SHORT PROBLEM:
From the records below, give the number of lines that contain the string "this", without any other text.

INFORMATION GIVEN:
-- BEGIN --

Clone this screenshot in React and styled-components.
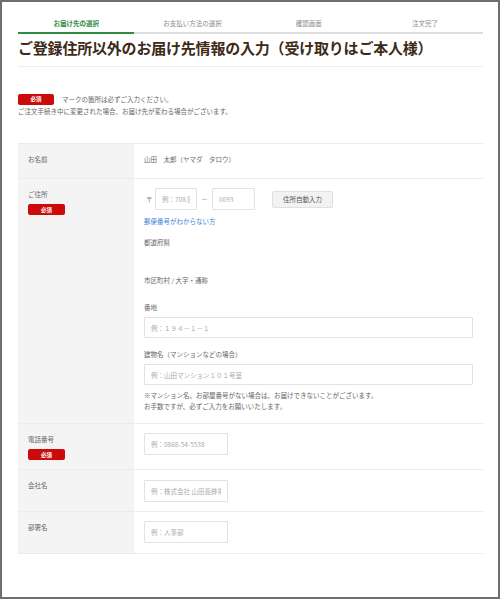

-- END --
-- BEGIN --

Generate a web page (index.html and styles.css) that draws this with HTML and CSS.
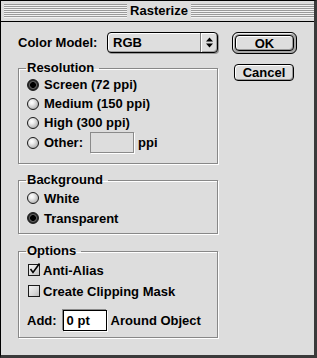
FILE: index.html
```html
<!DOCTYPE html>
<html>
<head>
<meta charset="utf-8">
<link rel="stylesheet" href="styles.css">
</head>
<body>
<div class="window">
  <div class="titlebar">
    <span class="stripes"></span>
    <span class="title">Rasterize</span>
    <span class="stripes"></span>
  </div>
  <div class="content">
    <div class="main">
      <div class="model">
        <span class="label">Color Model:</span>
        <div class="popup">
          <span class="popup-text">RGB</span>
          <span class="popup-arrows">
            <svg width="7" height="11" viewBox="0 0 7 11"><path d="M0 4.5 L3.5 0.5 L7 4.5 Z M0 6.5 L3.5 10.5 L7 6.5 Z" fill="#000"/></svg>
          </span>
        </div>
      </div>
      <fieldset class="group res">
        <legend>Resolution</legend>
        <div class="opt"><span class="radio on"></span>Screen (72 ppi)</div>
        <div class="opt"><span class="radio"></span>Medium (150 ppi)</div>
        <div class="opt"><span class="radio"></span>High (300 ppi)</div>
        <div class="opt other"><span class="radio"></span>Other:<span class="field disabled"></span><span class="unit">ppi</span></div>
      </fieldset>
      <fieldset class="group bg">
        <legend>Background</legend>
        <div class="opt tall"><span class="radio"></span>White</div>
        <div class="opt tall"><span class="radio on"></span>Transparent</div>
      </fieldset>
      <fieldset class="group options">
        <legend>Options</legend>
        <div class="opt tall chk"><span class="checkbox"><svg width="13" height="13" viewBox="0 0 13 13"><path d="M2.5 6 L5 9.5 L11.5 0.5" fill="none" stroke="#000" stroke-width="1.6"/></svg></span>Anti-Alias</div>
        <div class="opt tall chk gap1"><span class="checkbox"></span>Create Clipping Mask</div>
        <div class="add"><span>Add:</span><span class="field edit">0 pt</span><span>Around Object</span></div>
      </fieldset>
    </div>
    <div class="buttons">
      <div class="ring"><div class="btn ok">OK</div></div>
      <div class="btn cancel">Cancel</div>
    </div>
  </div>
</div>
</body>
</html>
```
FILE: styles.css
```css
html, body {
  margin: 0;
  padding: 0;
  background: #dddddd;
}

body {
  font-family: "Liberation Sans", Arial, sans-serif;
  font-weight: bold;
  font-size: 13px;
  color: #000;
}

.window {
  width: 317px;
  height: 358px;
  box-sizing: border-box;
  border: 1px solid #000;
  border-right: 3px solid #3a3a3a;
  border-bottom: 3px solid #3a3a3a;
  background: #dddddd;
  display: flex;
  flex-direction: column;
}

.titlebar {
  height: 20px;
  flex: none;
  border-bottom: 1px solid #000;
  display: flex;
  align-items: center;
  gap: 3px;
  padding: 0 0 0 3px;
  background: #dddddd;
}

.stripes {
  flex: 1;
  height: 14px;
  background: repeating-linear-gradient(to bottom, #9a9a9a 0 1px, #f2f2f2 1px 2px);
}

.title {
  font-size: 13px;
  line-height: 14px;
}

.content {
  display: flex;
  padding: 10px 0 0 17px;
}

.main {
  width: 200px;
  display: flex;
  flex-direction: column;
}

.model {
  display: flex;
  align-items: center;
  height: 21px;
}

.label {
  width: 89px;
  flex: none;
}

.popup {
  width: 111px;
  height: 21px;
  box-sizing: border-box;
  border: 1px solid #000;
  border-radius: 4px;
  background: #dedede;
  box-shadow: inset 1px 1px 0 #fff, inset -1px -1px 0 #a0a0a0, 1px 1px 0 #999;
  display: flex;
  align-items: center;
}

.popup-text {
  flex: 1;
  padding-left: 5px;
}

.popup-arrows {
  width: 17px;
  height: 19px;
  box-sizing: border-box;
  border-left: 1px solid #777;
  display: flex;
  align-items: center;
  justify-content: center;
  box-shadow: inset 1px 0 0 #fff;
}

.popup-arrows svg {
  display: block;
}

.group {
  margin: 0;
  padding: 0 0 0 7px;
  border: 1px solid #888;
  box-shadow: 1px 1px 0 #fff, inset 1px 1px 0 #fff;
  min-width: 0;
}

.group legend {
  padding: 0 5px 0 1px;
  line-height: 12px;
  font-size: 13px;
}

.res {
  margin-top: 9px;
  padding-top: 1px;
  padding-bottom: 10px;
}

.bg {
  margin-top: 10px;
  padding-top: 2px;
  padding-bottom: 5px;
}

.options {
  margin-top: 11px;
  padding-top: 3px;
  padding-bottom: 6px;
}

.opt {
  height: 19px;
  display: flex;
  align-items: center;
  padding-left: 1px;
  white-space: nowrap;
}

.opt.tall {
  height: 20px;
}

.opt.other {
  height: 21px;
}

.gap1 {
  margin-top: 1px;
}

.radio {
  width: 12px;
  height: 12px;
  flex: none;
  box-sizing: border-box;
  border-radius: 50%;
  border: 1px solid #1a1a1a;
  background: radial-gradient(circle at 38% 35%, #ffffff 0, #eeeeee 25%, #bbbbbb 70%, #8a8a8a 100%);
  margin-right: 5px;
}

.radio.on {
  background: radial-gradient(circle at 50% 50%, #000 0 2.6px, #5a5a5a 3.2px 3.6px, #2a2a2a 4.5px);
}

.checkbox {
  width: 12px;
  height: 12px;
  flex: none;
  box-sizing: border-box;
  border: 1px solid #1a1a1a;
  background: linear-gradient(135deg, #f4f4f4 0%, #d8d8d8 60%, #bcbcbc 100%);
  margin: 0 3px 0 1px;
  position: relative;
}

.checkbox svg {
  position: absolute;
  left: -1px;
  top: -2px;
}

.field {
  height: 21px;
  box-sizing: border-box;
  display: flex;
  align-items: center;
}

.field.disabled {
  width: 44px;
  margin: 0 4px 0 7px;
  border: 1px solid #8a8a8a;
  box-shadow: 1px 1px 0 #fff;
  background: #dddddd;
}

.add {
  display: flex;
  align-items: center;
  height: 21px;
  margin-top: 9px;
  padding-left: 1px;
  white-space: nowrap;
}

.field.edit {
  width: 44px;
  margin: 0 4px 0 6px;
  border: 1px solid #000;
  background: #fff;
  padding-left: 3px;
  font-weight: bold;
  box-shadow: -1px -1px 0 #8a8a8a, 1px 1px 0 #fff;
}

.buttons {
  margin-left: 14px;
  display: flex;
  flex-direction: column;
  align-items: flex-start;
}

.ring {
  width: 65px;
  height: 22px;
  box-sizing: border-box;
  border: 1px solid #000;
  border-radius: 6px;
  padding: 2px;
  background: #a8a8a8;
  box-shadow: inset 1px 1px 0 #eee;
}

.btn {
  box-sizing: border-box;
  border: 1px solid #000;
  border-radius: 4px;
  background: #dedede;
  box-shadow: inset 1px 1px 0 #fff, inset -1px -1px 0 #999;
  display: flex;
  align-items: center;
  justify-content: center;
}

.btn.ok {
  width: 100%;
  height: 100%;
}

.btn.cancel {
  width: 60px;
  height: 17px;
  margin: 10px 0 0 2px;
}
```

-- END --

RESPONSE BELOW:
2